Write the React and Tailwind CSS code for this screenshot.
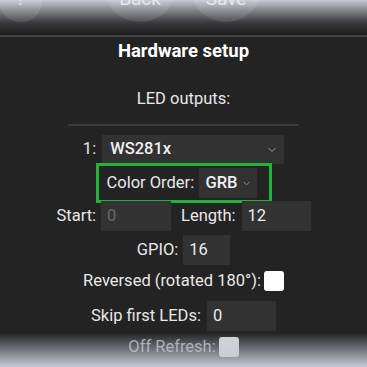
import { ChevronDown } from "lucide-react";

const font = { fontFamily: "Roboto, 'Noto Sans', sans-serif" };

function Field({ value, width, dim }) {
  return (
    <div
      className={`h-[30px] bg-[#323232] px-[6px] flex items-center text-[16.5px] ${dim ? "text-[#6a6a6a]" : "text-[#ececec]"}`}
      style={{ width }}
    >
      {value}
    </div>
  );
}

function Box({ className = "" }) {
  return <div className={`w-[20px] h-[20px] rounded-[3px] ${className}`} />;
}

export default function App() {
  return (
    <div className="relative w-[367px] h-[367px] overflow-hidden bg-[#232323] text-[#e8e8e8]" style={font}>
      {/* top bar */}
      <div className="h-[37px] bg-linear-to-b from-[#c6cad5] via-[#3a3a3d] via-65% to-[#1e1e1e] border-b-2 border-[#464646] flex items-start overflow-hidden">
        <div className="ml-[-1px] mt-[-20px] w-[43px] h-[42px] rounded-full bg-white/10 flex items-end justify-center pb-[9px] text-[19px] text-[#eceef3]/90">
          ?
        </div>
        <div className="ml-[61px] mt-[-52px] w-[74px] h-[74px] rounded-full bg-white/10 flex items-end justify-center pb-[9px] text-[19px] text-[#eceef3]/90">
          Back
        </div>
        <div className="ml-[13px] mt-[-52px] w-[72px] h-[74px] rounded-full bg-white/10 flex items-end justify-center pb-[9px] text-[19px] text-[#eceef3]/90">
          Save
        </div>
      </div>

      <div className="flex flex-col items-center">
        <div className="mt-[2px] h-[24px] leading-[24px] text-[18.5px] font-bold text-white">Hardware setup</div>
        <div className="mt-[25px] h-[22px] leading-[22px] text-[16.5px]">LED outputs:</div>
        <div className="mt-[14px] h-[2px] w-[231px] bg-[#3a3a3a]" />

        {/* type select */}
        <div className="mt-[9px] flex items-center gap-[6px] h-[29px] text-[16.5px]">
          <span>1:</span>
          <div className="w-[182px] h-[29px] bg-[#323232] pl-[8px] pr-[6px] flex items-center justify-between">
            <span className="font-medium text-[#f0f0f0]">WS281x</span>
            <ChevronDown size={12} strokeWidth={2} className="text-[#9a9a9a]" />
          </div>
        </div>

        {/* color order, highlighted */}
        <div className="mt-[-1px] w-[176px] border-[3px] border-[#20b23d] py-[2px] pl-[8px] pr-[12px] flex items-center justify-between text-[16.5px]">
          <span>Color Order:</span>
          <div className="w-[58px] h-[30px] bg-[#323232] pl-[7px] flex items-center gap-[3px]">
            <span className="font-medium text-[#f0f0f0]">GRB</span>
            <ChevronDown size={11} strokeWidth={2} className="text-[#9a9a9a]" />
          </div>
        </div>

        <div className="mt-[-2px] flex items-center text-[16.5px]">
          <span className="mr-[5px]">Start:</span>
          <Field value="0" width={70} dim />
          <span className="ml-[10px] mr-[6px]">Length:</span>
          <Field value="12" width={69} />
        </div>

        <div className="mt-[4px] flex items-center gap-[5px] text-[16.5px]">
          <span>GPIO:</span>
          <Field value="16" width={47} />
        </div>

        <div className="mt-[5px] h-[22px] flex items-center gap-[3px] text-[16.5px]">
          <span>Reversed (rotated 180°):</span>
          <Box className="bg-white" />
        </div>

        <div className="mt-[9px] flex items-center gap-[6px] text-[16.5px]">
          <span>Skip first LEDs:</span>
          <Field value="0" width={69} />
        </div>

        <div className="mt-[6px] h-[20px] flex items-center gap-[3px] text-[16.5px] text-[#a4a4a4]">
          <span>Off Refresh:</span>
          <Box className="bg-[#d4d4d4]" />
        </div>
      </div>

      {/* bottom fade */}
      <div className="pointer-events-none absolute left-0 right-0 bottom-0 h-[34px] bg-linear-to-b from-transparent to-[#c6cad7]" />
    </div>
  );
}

- **Task prompt**: Without the pictures, output the full listing exactly as it stands.

- **Expected answer**:
Write the React and Tailwind CSS code for this screenshot.
import { ChevronDown } from "lucide-react";

const font = { fontFamily: "Roboto, 'Noto Sans', sans-serif" };

function Field({ value, width, dim }) {
  return (
    <div
      className={`h-[30px] bg-[#323232] px-[6px] flex items-center text-[16.5px] ${dim ? "text-[#6a6a6a]" : "text-[#ececec]"}`}
      style={{ width }}
    >
      {value}
    </div>
  );
}

function Box({ className = "" }) {
  return <div className={`w-[20px] h-[20px] rounded-[3px] ${className}`} />;
}

export default function App() {
  return (
    <div className="relative w-[367px] h-[367px] overflow-hidden bg-[#232323] text-[#e8e8e8]" style={font}>
      {/* top bar */}
      <div className="h-[37px] bg-linear-to-b from-[#c6cad5] via-[#3a3a3d] via-65% to-[#1e1e1e] border-b-2 border-[#464646] flex items-start overflow-hidden">
        <div className="ml-[-1px] mt-[-20px] w-[43px] h-[42px] rounded-full bg-white/10 flex items-end justify-center pb-[9px] text-[19px] text-[#eceef3]/90">
          ?
        </div>
        <div className="ml-[61px] mt-[-52px] w-[74px] h-[74px] rounded-full bg-white/10 flex items-end justify-center pb-[9px] text-[19px] text-[#eceef3]/90">
          Back
        </div>
        <div className="ml-[13px] mt-[-52px] w-[72px] h-[74px] rounded-full bg-white/10 flex items-end justify-center pb-[9px] text-[19px] text-[#eceef3]/90">
          Save
        </div>
      </div>

      <div className="flex flex-col items-center">
        <div className="mt-[2px] h-[24px] leading-[24px] text-[18.5px] font-bold text-white">Hardware setup</div>
        <div className="mt-[25px] h-[22px] leading-[22px] text-[16.5px]">LED outputs:</div>
        <div className="mt-[14px] h-[2px] w-[231px] bg-[#3a3a3a]" />

        {/* type select */}
        <div className="mt-[9px] flex items-center gap-[6px] h-[29px] text-[16.5px]">
          <span>1:</span>
          <div className="w-[182px] h-[29px] bg-[#323232] pl-[8px] pr-[6px] flex items-center justify-between">
            <span className="font-medium text-[#f0f0f0]">WS281x</span>
            <ChevronDown size={12} strokeWidth={2} className="text-[#9a9a9a]" />
          </div>
        </div>

        {/* color order, highlighted */}
        <div className="mt-[-1px] w-[176px] border-[3px] border-[#20b23d] py-[2px] pl-[8px] pr-[12px] flex items-center justify-between text-[16.5px]">
          <span>Color Order:</span>
          <div className="w-[58px] h-[30px] bg-[#323232] pl-[7px] flex items-center gap-[3px]">
            <span className="font-medium text-[#f0f0f0]">GRB</span>
            <ChevronDown size={11} strokeWidth={2} className="text-[#9a9a9a]" />
          </div>
        </div>

        <div className="mt-[-2px] flex items-center text-[16.5px]">
          <span className="mr-[5px]">Start:</span>
          <Field value="0" width={70} dim />
          <span className="ml-[10px] mr-[6px]">Length:</span>
          <Field value="12" width={69} />
        </div>

        <div className="mt-[4px] flex items-center gap-[5px] text-[16.5px]">
          <span>GPIO:</span>
          <Field value="16" width={47} />
        </div>

        <div className="mt-[5px] h-[22px] flex items-center gap-[3px] text-[16.5px]">
          <span>Reversed (rotated 180°):</span>
          <Box className="bg-white" />
        </div>

        <div className="mt-[9px] flex items-center gap-[6px] text-[16.5px]">
          <span>Skip first LEDs:</span>
          <Field value="0" width={69} />
        </div>

        <div className="mt-[6px] h-[20px] flex items-center gap-[3px] text-[16.5px] text-[#a4a4a4]">
          <span>Off Refresh:</span>
          <Box className="bg-[#d4d4d4]" />
        </div>
      </div>

      {/* bottom fade */}
      <div className="pointer-events-none absolute left-0 right-0 bottom-0 h-[34px] bg-linear-to-b from-transparent to-[#c6cad7]" />
    </div>
  );
}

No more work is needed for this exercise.